DIRECTION: Check every line below for the string "styles", and copy the lines that contain it.

DATA PROVIDED:
** START **

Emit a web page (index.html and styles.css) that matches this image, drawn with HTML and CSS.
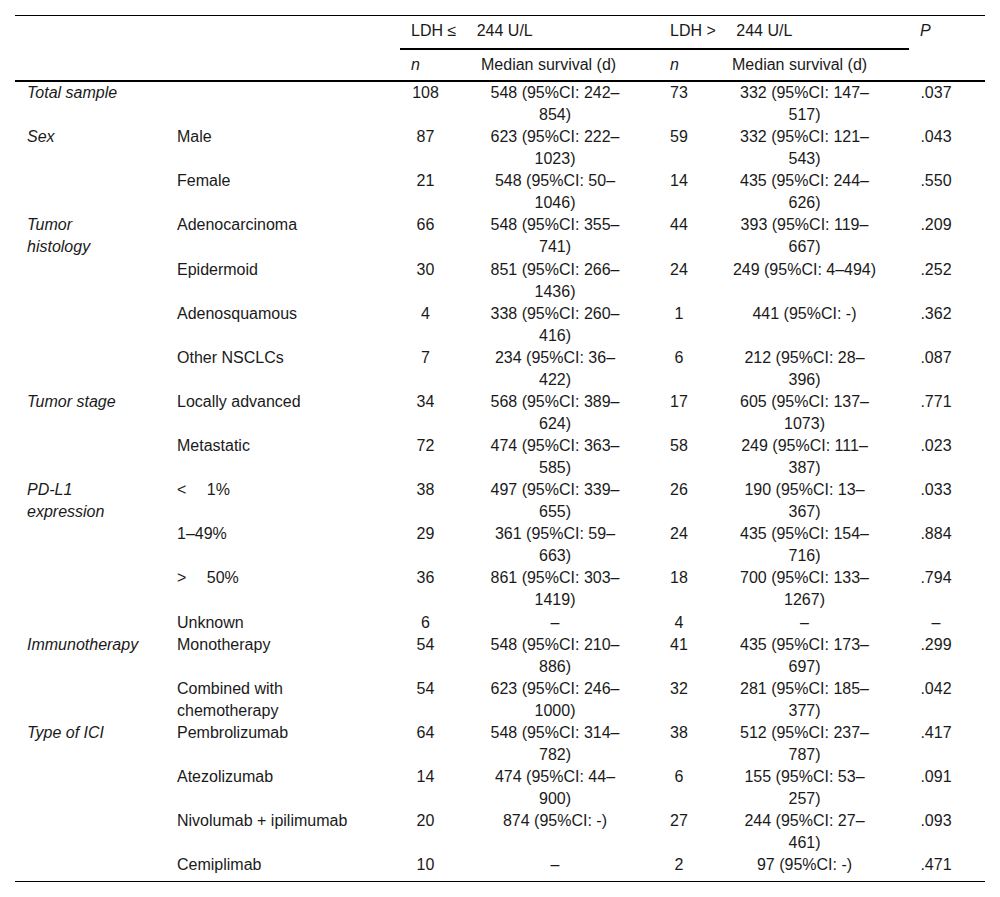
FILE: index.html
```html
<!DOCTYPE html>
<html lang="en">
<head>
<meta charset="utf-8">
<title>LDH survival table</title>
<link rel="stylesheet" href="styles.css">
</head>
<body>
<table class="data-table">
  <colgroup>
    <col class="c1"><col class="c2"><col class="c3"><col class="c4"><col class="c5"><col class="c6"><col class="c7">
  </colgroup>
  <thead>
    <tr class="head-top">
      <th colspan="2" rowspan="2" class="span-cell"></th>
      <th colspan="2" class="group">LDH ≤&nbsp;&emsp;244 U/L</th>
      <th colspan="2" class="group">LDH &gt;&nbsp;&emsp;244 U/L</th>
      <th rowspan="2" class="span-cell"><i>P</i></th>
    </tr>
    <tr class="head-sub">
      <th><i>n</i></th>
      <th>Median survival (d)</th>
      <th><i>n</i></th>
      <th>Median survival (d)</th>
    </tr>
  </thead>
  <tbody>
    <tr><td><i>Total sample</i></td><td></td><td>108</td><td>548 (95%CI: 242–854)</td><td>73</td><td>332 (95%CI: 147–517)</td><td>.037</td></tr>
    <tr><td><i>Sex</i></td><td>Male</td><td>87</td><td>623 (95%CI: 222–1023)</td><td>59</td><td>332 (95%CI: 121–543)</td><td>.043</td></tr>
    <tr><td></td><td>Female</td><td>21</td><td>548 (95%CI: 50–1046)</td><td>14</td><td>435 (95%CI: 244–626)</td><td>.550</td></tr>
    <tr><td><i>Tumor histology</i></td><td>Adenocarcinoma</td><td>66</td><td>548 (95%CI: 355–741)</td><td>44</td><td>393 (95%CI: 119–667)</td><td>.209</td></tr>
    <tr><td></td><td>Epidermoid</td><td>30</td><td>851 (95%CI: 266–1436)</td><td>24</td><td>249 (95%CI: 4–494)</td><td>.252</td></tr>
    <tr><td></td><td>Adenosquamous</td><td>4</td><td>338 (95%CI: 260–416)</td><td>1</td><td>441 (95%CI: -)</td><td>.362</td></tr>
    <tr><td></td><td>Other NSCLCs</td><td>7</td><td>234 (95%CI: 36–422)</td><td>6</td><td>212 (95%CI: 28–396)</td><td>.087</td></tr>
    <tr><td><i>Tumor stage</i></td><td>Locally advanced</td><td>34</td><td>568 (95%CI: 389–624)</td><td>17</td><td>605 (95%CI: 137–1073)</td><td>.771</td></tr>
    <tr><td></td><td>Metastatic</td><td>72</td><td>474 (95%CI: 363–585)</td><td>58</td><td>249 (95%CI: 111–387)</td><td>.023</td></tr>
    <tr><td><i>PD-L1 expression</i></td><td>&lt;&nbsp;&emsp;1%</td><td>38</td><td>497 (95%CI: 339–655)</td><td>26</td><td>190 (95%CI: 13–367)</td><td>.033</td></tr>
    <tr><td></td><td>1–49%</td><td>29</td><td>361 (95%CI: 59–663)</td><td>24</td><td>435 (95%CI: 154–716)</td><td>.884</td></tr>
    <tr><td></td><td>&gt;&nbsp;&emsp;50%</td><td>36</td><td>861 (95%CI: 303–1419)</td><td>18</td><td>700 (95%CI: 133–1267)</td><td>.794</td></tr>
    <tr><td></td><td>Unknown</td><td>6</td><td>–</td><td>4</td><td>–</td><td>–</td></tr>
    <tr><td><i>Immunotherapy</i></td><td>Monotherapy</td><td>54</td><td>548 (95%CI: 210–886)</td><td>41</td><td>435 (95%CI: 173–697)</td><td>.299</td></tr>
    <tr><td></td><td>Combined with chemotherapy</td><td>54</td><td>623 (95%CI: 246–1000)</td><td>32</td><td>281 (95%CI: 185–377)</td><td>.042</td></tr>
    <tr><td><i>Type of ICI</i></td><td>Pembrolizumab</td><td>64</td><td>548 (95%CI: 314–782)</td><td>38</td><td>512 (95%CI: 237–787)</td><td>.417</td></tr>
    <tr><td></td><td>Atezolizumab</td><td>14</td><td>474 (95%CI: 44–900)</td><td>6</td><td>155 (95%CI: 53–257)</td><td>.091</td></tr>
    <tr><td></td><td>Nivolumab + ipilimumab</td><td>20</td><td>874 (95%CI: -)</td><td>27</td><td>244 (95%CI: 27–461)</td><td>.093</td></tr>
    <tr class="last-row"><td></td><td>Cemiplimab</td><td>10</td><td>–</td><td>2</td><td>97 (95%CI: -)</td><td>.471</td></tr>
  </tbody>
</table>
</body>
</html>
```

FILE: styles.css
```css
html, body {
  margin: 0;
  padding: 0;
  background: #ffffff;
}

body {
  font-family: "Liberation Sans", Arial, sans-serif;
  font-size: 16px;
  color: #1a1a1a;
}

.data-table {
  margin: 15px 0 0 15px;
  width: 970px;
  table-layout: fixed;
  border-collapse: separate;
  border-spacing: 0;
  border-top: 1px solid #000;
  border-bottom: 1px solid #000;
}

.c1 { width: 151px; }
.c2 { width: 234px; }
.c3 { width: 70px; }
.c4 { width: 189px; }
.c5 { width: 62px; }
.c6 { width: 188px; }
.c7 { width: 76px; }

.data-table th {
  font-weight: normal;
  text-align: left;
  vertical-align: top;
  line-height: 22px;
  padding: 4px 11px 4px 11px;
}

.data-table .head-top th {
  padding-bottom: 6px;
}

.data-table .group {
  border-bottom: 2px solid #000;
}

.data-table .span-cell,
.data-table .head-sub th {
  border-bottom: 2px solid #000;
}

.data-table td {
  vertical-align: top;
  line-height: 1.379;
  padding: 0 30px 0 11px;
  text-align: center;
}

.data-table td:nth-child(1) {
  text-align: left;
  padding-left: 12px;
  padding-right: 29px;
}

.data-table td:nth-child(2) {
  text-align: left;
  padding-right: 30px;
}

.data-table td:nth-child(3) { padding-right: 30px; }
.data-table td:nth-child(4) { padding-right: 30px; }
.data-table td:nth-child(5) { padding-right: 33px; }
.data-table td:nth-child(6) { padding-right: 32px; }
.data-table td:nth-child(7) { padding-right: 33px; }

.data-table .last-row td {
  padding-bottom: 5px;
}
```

** END **

SOLUTION BELOW:
Emit a web page (index.html and styles.css) that matches this image, drawn with HTML and CSS.
<link rel="stylesheet" href="styles.css">
FILE: styles.css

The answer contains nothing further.